In Agile project management, teams seek ways to make their planning more reliable and their delivery more predictable. Team velocity is a metric, particularly within the Scrum framework, that helps organizations understand their rate of work completion. Measuring this progress provides insight into a team’s capacity, which informs future commitments and aligns stakeholder expectations.
What Is Team Velocity
Team velocity measures the average amount of work a team completes during a single, time-boxed period known as an iteration or sprint. It is not a measure of productivity or speed, but a gauge of the output a team consistently delivers. Velocity is a historical measure, focusing on past accomplishments to inform future planning.
Consider a factory that determines its average weekly output to forecast production and make dependable delivery promises. The number might fluctuate, but the average provides a reliable figure. In the same way, team velocity gives a data-backed understanding of how much work a development team can handle in its next sprint.
How to Calculate Team velocity
Calculating team velocity requires a unit of estimation for work items, most commonly “story points.” Story points are relative values assigned to tasks based on complexity, effort, and uncertainty. The value of a point is unique to each team, where a simple task might be one point and a more complex one could be eight.
At the end of a sprint, the team sums the story points for all tasks that are fully completed and meet the “Definition of Done.” Partially completed work is not counted and its points are not included in the sprint’s total. For instance, if a team finishes stories worth 3, 5, and 8 points, their total for that sprint is 16.
Velocity is calculated as an average of the team’s performance over the last several sprints, usually three or four, to smooth out variations. This provides a more reliable figure for planning. For example, if a team completes 20 points in Sprint 1, 25 in Sprint 2, and 22 in Sprint 3, its average velocity is (20 + 25 + 22) / 3, which equals 22.3.
The Purpose of Tracking Velocity
The main purpose of tracking velocity is to improve the predictability of project timelines and planning accuracy. A stable velocity provides a reliable basis for forecasting how many sprints it will take to complete a project backlog. This allows for long-term planning and communicating realistic delivery schedules to customers and stakeholders.
During sprint planning, velocity guides how much work the team can commit to in the upcoming iteration.
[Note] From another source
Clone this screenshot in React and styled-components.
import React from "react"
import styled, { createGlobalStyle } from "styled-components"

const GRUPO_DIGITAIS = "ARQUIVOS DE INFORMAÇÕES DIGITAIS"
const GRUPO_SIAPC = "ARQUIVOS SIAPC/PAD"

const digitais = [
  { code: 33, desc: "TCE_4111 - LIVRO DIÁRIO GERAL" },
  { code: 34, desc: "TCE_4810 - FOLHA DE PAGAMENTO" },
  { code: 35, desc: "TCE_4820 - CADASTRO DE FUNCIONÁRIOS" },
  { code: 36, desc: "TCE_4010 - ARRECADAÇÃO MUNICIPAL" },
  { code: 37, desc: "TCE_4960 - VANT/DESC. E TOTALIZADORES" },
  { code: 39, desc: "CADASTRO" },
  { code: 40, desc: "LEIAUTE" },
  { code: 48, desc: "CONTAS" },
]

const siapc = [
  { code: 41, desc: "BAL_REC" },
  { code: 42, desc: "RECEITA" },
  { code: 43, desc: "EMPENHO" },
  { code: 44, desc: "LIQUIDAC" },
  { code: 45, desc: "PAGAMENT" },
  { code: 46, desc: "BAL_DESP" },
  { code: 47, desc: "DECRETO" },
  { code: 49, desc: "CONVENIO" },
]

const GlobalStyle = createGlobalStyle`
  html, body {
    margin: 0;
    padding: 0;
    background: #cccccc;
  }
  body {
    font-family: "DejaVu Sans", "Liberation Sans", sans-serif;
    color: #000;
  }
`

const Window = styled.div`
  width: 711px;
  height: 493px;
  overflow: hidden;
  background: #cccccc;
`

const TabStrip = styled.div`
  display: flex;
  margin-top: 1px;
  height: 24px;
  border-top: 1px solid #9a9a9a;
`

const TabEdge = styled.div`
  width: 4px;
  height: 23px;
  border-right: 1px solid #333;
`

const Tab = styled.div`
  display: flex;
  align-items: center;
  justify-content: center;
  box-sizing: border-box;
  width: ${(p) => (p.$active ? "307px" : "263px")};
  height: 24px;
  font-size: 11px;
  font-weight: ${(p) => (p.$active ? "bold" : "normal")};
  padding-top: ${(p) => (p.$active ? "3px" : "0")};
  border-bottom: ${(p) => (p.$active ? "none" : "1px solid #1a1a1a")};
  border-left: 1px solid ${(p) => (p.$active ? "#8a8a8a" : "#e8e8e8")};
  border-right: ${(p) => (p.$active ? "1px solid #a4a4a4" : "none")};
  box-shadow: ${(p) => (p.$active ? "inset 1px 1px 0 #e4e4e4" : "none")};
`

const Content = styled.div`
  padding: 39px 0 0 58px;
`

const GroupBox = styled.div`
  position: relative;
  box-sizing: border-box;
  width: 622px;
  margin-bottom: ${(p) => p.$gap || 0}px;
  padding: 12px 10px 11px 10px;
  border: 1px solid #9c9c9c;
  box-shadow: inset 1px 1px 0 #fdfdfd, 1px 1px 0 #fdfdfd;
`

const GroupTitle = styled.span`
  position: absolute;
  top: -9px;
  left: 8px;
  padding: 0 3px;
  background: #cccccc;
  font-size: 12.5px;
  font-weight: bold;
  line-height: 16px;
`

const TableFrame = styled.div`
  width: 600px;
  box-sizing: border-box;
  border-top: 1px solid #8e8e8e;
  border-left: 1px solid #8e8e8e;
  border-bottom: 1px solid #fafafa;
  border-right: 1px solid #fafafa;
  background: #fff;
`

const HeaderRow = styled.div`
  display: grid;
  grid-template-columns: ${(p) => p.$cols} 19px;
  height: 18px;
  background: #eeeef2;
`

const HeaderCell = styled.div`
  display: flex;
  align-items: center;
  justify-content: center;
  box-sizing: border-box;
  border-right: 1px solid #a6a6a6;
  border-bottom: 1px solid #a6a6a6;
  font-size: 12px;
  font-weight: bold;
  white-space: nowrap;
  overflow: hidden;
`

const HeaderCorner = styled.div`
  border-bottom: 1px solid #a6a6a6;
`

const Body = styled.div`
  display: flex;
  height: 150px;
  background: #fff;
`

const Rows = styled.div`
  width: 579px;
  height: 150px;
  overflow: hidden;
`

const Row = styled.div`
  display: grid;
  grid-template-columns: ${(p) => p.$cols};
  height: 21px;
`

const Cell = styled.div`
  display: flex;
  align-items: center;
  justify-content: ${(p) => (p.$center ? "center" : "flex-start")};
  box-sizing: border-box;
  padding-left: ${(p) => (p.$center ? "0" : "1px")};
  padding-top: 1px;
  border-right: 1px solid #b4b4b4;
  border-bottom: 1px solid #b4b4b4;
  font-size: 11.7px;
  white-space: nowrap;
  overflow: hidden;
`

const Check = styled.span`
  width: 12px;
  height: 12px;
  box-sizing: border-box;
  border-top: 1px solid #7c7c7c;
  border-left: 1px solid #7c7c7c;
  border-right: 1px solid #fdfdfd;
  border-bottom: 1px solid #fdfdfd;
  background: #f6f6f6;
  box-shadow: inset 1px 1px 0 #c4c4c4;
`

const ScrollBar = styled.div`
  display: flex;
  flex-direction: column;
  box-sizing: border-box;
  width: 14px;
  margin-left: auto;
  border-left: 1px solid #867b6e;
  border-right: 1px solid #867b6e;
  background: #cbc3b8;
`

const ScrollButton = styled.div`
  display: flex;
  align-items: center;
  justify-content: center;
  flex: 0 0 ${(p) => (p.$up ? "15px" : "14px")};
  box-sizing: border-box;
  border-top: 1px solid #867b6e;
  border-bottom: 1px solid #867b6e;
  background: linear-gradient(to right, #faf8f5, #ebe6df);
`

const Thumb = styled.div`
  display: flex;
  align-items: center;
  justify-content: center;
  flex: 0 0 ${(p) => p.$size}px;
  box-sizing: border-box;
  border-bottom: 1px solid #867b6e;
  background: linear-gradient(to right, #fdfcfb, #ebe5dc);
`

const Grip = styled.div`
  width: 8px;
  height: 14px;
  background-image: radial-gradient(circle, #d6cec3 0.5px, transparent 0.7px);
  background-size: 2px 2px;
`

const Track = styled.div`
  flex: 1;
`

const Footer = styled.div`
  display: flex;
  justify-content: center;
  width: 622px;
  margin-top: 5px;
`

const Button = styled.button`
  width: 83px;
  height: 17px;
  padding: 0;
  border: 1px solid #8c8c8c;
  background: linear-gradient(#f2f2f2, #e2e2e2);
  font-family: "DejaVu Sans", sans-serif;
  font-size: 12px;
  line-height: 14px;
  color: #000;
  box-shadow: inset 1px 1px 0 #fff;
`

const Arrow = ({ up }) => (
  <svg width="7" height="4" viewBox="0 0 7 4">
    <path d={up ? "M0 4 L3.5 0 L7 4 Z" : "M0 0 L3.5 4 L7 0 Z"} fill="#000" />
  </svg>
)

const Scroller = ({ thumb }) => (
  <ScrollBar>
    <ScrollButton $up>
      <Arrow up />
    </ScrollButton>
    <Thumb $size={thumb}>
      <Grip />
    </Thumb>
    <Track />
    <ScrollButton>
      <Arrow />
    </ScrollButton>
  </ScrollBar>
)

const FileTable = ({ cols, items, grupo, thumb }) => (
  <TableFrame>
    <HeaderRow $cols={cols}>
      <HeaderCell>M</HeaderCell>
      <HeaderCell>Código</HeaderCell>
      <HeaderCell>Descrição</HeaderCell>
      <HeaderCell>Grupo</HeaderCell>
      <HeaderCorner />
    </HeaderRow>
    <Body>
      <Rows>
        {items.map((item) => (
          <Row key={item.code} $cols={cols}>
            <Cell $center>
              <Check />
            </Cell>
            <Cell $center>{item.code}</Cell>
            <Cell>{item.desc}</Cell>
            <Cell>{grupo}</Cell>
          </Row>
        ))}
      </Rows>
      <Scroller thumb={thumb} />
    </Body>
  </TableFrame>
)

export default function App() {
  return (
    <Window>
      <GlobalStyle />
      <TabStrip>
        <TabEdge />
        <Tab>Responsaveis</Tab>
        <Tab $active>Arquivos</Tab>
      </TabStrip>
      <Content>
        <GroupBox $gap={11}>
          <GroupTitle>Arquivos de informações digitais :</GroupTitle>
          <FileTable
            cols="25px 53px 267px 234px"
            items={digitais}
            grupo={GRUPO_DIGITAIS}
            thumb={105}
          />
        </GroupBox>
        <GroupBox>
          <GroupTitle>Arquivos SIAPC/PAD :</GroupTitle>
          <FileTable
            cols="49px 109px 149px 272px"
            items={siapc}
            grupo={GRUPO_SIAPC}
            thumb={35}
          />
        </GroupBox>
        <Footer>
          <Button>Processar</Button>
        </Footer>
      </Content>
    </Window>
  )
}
Comparing proposed tasks against the average velocity helps the team avoid overcommitment and maintain a sustainable pace. This moves planning from guesswork to a data-informed process, building trust and managing expectations.
Common Misuses of Team Velocity
A frequent misapplication of velocity is using it to compare different teams. Story points are a relative measure unique to the team that created them, so one team’s 5-point story is not equivalent to another’s. Such comparisons are meaningless and can create unhealthy competition, as there is no universal standard for point estimation.
Velocity should not be treated as a performance metric for individuals or the team. When managers use it to judge productivity or pressure teams to “increase their velocity,” it incentivizes poor behavior. Teams may inflate story point estimates or cut corners on quality to make the number go up, devaluing the work.
This pressure is counterproductive because the goal of velocity is predictability, not raw speed. A constant push to accelerate leads to burnout, decreased morale, and a decline in quality. The focus should be on achieving a stable and sustainable pace.
Factors That Influence Team Velocity
A team’s velocity can naturally fluctuate. Common factors that influence it include:
- Changes in team composition, such as members joining or leaving, which disrupt the team’s rhythm.
- Scheduled events like holidays or vacations that reduce the team’s capacity for a sprint.
- Unplanned work, such as fixing urgent production issues, which diverts attention from planned tasks.
- Technical debt, the implied cost of rework from choosing an easy solution over a better long-term approach.
- Shifting requirements or poorly defined user stories that create confusion and rework.
- The adoption of new technology or tools, which involves a temporary learning curve.
How to Stabilize and Improve Team Velocity
The first step toward a useful velocity metric is creating stability. A primary strategy is to protect the team from external distractions and unplanned work. When the team can focus on its sprint commitment, its output becomes more consistent.
Ensuring the product backlog is well-refined is another important action. When user stories are clear, understood, and have dependencies resolved before a sprint begins, the team can proceed with minimal friction. This preparation prevents delays caused by ambiguity.
Sprint retrospectives are a powerful tool for stabilization and sustainable improvement. In these meetings, the team identifies impediments that slowed them down and creates plans to remove them. Systematically addressing these roadblocks smooths the team’s workflow.
Maintaining a consistent team composition whenever feasible also contributes to a more stable velocity.